First, about Dan Brown’s Da Vinci Code. Let me start off with saying that every (and I am not exaggerating, absolutely every) time that the book included a technical detail that I was familiar with, the book got it wrong. Things like Lenardo da Vinci being familiar with the transcriptions of Egyptian hyerogliphics (in reality, the Ancient Egyptian writing system was not decyphered until the 19th century). A postage stamp-sized solar cell powering a hard drive (in reality, such a cell could not supply enough power; a flash memory chip would be feasible though). A modern secret society using Renaissance-era glorified bike locks to hide its secrets (in reality, the “cryptex” could be defeated in ten minutes with a Dremel tool). Tracking a man by a GPS transceiver as he walks thought the Louvre museum (GPS is line-of-sight to the satellite; if you are inside a building, it won’t work unless you are standing right next to a window). A modern cryptographer studying transposition cyphers in university (in reality, such schemes are considered so deeply obsolete that modern cryptology books don’t even mention them).
And how did something like
The agent nodded. “Very advanced surveillance. […] A lot of this gear is as sophisticated as our own equipment. Miniature microphones, photoelectric recharging cells, high-capacity RAM chips. He’s even got some of those new nano drives.”
Collet was impressed.
make it past the editor?
Hell, the main point of the book — that before the Catholic Church and Nicean creed everyone had worshipped the Sacred Female — is … ludicrous. Perhaps Dan Brown is unfamiliar with Zeus, Jupiter, Apollo, or the fact that pagan Roman emperors were deified? And perhaps he is unfamiliar with the status of Virgin Mary — who in Catholic theology has essentially become a goddess equal to her son?
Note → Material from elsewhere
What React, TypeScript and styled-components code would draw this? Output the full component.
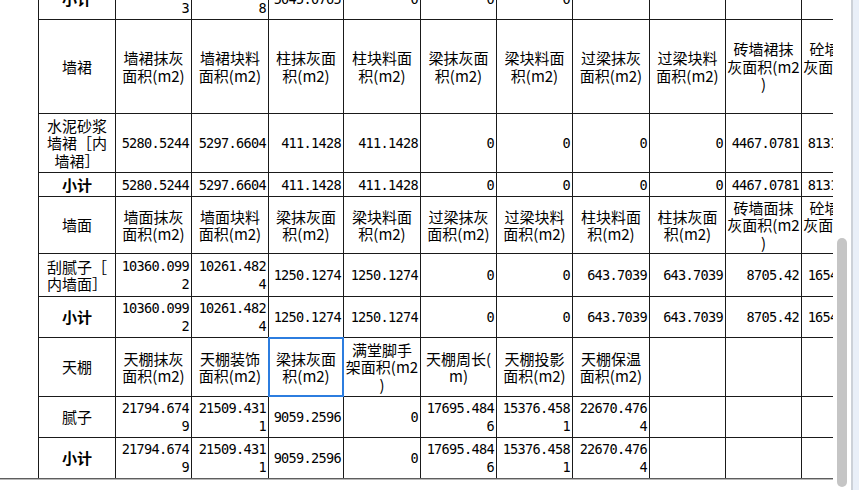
import React, { useLayoutEffect, useRef } from "react";
import styled, { createGlobalStyle, css } from "styled-components";

const GlobalStyle = createGlobalStyle`
  html, body { margin: 0; padding: 0; background: #fff; }
  body { width: 859px; height: 490px; overflow: hidden; }
`;

const COL_WIDTHS = [76, 75, 76, 74, 76, 75, 75, 76, 75, 75, 75];

type RowKind = "header" | "data" | "total";
interface RowDef {
  kind: RowKind;
  height: number;
  cells: string[];
  selected?: number;
}

const ROWS: RowDef[] = [
  {
    kind: "total",
    height: 41,
    cells: ["小计", "18617.416\n3", "18592.304\n8", "5045.0765", "0", "0", "0", "", "", "", ""],
  },
  {
    kind: "header",
    height: 93,
    cells: [
      "墙裙",
      "墙裙抹灰\n面积(m2)",
      "墙裙块料\n面积(m2)",
      "柱抹灰面\n积(m2)",
      "柱块料面\n积(m2)",
      "梁抹灰面\n积(m2)",
      "梁块料面\n积(m2)",
      "过梁抹灰\n面积(m2)",
      "过梁块料\n面积(m2)",
      "砖墙裙抹\n灰面积(m2\n)",
      "砼墙裙抹\n灰面积(m2\n)",
    ],
  },
  {
    kind: "data",
    height: 58,
    cells: ["水泥砂浆\n墙裙［内\n墙裙］", "5280.5244", "5297.6604", "411.1428", "411.1428", "0", "0", "0", "0", "4467.0781", "8131.4463"],
  },
  {
    kind: "total",
    height: 23,
    cells: ["小计", "5280.5244", "5297.6604", "411.1428", "411.1428", "0", "0", "0", "0", "4467.0781", "8131.4463"],
  },
  {
    kind: "header",
    height: 56,
    cells: [
      "墙面",
      "墙面抹灰\n面积(m2)",
      "墙面块料\n面积(m2)",
      "梁抹灰面\n积(m2)",
      "梁块料面\n积(m2)",
      "过梁抹灰\n面积(m2)",
      "过梁块料\n面积(m2)",
      "柱块料面\n积(m2)",
      "柱抹灰面\n积(m2)",
      "砖墙面抹\n灰面积(m2\n)",
      "砼墙面抹\n灰面积(m2\n)",
    ],
  },
  {
    kind: "data",
    height: 42,
    cells: ["刮腻子［\n内墙面］", "10360.099\n2", "10261.482\n4", "1250.1274", "1250.1274", "0", "0", "643.7039", "643.7039", "8705.42", "1654.3192"],
  },
  {
    kind: "total",
    height: 40,
    cells: ["小计", "10360.099\n2", "10261.482\n4", "1250.1274", "1250.1274", "0", "0", "643.7039", "643.7039", "8705.42", "1654.3192"],
  },
  {
    kind: "header",
    height: 58,
    selected: 3,
    cells: [
      "天棚",
      "天棚抹灰\n面积(m2)",
      "天棚装饰\n面积(m2)",
      "梁抹灰面\n积(m2)",
      "满堂脚手\n架面积(m2\n)",
      "天棚周长(\nm)",
      "天棚投影\n面积(m2)",
      "天棚保温\n面积(m2)",
      "",
      "",
      "",
    ],
  },
  {
    kind: "data",
    height: 40,
    cells: ["腻子", "21794.674\n9", "21509.431\n1", "9059.2596", "0", "17695.484\n6", "15376.458\n1", "22670.476\n4", "", "", ""],
  },
  {
    kind: "total",
    height: 40,
    cells: ["小计", "21794.674\n9", "21509.431\n1", "9059.2596", "0", "17695.484\n6", "15376.458\n1", "22670.476\n4", "", "", ""],
  },
];

const Frame = styled.div`
  display: flex;
  width: 859px;
  height: 490px;
  background: #fff;
`;

const Main = styled.div`
  width: 833px;
  flex: none;
  display: flex;
  flex-direction: column;
`;

const Viewport = styled.div`
  box-sizing: border-box;
  width: 833px;
  height: 479px;
  padding-left: 38px;
  overflow: hidden;
  border-bottom: 1px solid #5e5e5e;
  box-shadow: 0 1px 0 #b8b8b8;
`;

const Sheet = styled.div<{ $rows: string }>`
  display: grid;
  grid-template-columns: ${COL_WIDTHS.map((w) => `${w}px`).join(" ")};
  grid-template-rows: ${(p) => p.$rows};
  gap: 1px;
  padding: 1px;
  width: max-content;
  background: #1a1a1a;
`;

const Cell = styled.div<{
  $num: boolean;
  $bold: boolean;
  $selected: boolean;
}>`
  background: #fff;
  color: #000;
  display: flex;
  align-items: center;
  justify-content: ${(p) => (p.$num ? "flex-end" : "center")};
  text-align: ${(p) => (p.$num ? "right" : "center")};
  white-space: pre;
  padding: ${(p) => (p.$num ? "0 2px 0 0" : "0 2px")};
  overflow: hidden;
  ${(p) =>
    p.$num
      ? css`
          font-family: "DejaVu Sans Mono", "Liberation Mono", monospace;
          font-size: 13.6px;
          letter-spacing: -0.7px;
          line-height: 18px;
        `
      : css`
          font-family: "Noto Sans CJK SC", "Noto Sans", sans-serif;
          font-size: 15px;
          line-height: 17.5px;
          font-weight: ${p.$bold ? 700 : 400};
        `}
  ${(p) =>
    p.$selected &&
    css`
      position: relative;
      z-index: 1;
      outline: 2px solid #2c7ddf;
      outline-offset: -1px;
    `}
`;

const Track = styled.div`
  box-sizing: border-box;
  width: 18px;
  flex: none;
  padding: 238px 0 3px 4px;
  display: flex;
  flex-direction: column;
  background: #fff;
`;

const Thumb = styled.div`
  flex: 1;
  width: 10px;
  border-radius: 5px;
  background: #c5c5c5;
`;

const SidePanel = styled.div`
  flex: 1;
  border-left: 2px solid #ccd1d8;
  background: #e9eff8;
`;

export default function App() {
  const viewRef = useRef<HTMLDivElement>(null);

  useLayoutEffect(() => {
    if (viewRef.current) viewRef.current.scrollTop = 23;
  }, []);

  const rowTemplate = ROWS.map((r) => `${r.height}px`).join(" ");

  return (
    <>
      <GlobalStyle />
      <Frame>
        <Main>
          <Viewport ref={viewRef}>
            <Sheet $rows={rowTemplate}>
              {ROWS.map((row, ri) =>
                row.cells.map((text, ci) => {
                  const isNum = ci > 0 && row.kind !== "header";
                  return (
                    <Cell
                      key={`${ri}-${ci}`}
                      $num={isNum}
                      $bold={ci === 0 && row.kind === "total"}
                      $selected={row.selected === ci}
                    >
                      {text}
                    </Cell>
                  );
                })
              )}
            </Sheet>
          </Viewport>
        </Main>
        <Track>
          <Thumb />
        </Track>
        <SidePanel />
      </Frame>
    </>
  );
}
Still, if you, like Dan Brown, set out to write a truly bad book, it is not enough to sprinkle glaring inaccuracies and obvious non-sequitors on every page. You must also treat your audience like 6-year old children (by repeating your book’s point every ten pages). You must make sure that all your characters are clichéd stereotypes (incompetent French cops, traditional English aristocrats, zealous Spanish priests and the like). Oh, and don’t bother developing them. Make sure to use a standard set of exotic locales. Make sure to explain every mystery in excruciating detail — you don’t want your readers to think. Make sure that your book reveals a “secret” that your readers won’t care much about, overhype it, and drag out the revelation for far too many boring pages.
You must make sure that your writing, your words, your imagery are all no better than a school student’s English homework assignment.
It unfortunate that such a fascinating topic (early Church history, Gnostic theology, and the various scriptures that didn’t make it into the Nicean Bible) was popularized — and misrepresented — by such an awful book.